Source data:
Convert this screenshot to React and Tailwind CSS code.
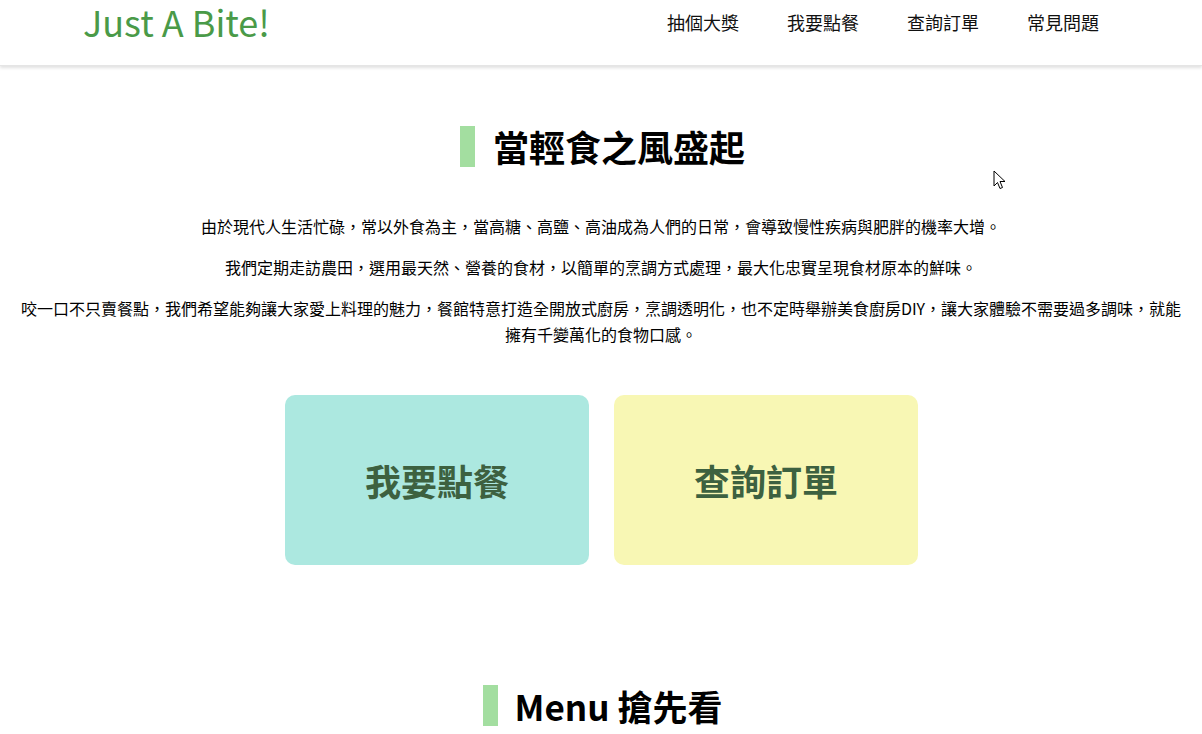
export default function App() {
  const font = { fontFamily: '"Noto Sans CJK TC", "Noto Sans", sans-serif' };
  return (
    <div className="relative min-h-[734px] bg-white text-black" style={font}>
      <header className="h-[66px] bg-white shadow-[0_2px_3px_rgba(0,0,0,0.12)] border-b border-[#e5e5e5] flex items-start justify-between pl-[83px] pr-[103px]">
        <div className="text-[36px] leading-[42px] text-[#4a9a48]">Just A Bite!</div>
        <nav className="flex gap-[48px] pt-[10px] text-[18px] leading-[24px] text-[#111]">
          <a>抽個大獎</a>
          <a>我要點餐</a>
          <a>查詢訂單</a>
          <a>常見問題</a>
        </nav>
      </header>

      <section className="px-[16px] pt-[60px] text-center">
        <div className="flex items-center justify-center gap-[18px] pl-[3px]">
          <div className="w-[15px] h-[41px] bg-[#a3dea0]" />
          <h2 className="text-[36px] font-bold leading-[41px]">當輕食之風盛起</h2>
        </div>
        <div className="mt-[46px] text-[16px] leading-[26px] flex flex-col gap-[15px]">
          <p>由於現代人生活忙碌，常以外食為主，當高糖、高鹽、高油成為人們的日常，會導致慢性疾病與肥胖的機率大增。</p>
          <p>我們定期走訪農田，選用最天然、營養的食材，以簡單的烹調方式處理，最大化忠實呈現食材原本的鮮味。</p>
          <p>咬一口不只賣餐點，我們希望能夠讓大家愛上料理的魅力，餐館特意打造全開放式廚房，烹調透明化，也不定時舉辦美食廚房DIY，讓大家體驗不需要過多調味，就能擁有千變萬化的食物口感。</p>
        </div>
        <div className="mt-[48px] flex justify-center gap-[25px] pl-[1px]">
          <a className="w-[304px] h-[170px] rounded-[10px] bg-[#ace8e0] flex items-center justify-center text-[36px] font-bold text-[#3d6140]">我要點餐</a>
          <a className="w-[304px] h-[170px] rounded-[10px] bg-[#f8f7b4] flex items-center justify-center text-[36px] font-bold text-[#3d6140]">查詢訂單</a>
        </div>
        <div className="mt-[120px] flex items-center justify-center gap-[17px] pl-[3px]">
          <div className="w-[15px] h-[41px] bg-[#a3dea0]" />
          <h2 className="text-[35px] font-bold leading-[41px]">Menu 搶先看</h2>
        </div>
      </section>

      <svg className="absolute left-[993px] top-[170px]" width="14" height="21" viewBox="0 0 14 21">
        <path d="M1 1 L1 16 L4.5 12.5 L7 18.5 L9.5 17.5 L7 11.5 L12 11.5 Z" fill="white" stroke="black" strokeWidth="1" strokeLinejoin="round" />
      </svg>
    </div>
  );
}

Direction:
Go through the listing above and write it all out exactly, leaving out any picture.

Written reply:
Convert this screenshot to React and Tailwind CSS code.
export default function App() {
  const font = { fontFamily: '"Noto Sans CJK TC", "Noto Sans", sans-serif' };
  return (
    <div className="relative min-h-[734px] bg-white text-black" style={font}>
      <header className="h-[66px] bg-white shadow-[0_2px_3px_rgba(0,0,0,0.12)] border-b border-[#e5e5e5] flex items-start justify-between pl-[83px] pr-[103px]">
        <div className="text-[36px] leading-[42px] text-[#4a9a48]">Just A Bite!</div>
        <nav className="flex gap-[48px] pt-[10px] text-[18px] leading-[24px] text-[#111]">
          <a>抽個大獎</a>
          <a>我要點餐</a>
          <a>查詢訂單</a>
          <a>常見問題</a>
        </nav>
      </header>

      <section className="px-[16px] pt-[60px] text-center">
        <div className="flex items-center justify-center gap-[18px] pl-[3px]">
          <div className="w-[15px] h-[41px] bg-[#a3dea0]" />
          <h2 className="text-[36px] font-bold leading-[41px]">當輕食之風盛起</h2>
        </div>
        <div className="mt-[46px] text-[16px] leading-[26px] flex flex-col gap-[15px]">
          <p>由於現代人生活忙碌，常以外食為主，當高糖、高鹽、高油成為人們的日常，會導致慢性疾病與肥胖的機率大增。</p>
          <p>我們定期走訪農田，選用最天然、營養的食材，以簡單的烹調方式處理，最大化忠實呈現食材原本的鮮味。</p>
          <p>咬一口不只賣餐點，我們希望能夠讓大家愛上料理的魅力，餐館特意打造全開放式廚房，烹調透明化，也不定時舉辦美食廚房DIY，讓大家體驗不需要過多調味，就能擁有千變萬化的食物口感。</p>
        </div>
        <div className="mt-[48px] flex justify-center gap-[25px] pl-[1px]">
          <a className="w-[304px] h-[170px] rounded-[10px] bg-[#ace8e0] flex items-center justify-center text-[36px] font-bold text-[#3d6140]">我要點餐</a>
          <a className="w-[304px] h-[170px] rounded-[10px] bg-[#f8f7b4] flex items-center justify-center text-[36px] font-bold text-[#3d6140]">查詢訂單</a>
        </div>
        <div className="mt-[120px] flex items-center justify-center gap-[17px] pl-[3px]">
          <div className="w-[15px] h-[41px] bg-[#a3dea0]" />
          <h2 className="text-[35px] font-bold leading-[41px]">Menu 搶先看</h2>
        </div>
      </section>

      <svg className="absolute left-[993px] top-[170px]" width="14" height="21" viewBox="0 0 14 21">
        <path d="M1 1 L1 16 L4.5 12.5 L7 18.5 L9.5 17.5 L7 11.5 L12 11.5 Z" fill="white" stroke="black" strokeWidth="1" strokeLinejoin="round" />
      </svg>
    </div>
  );
}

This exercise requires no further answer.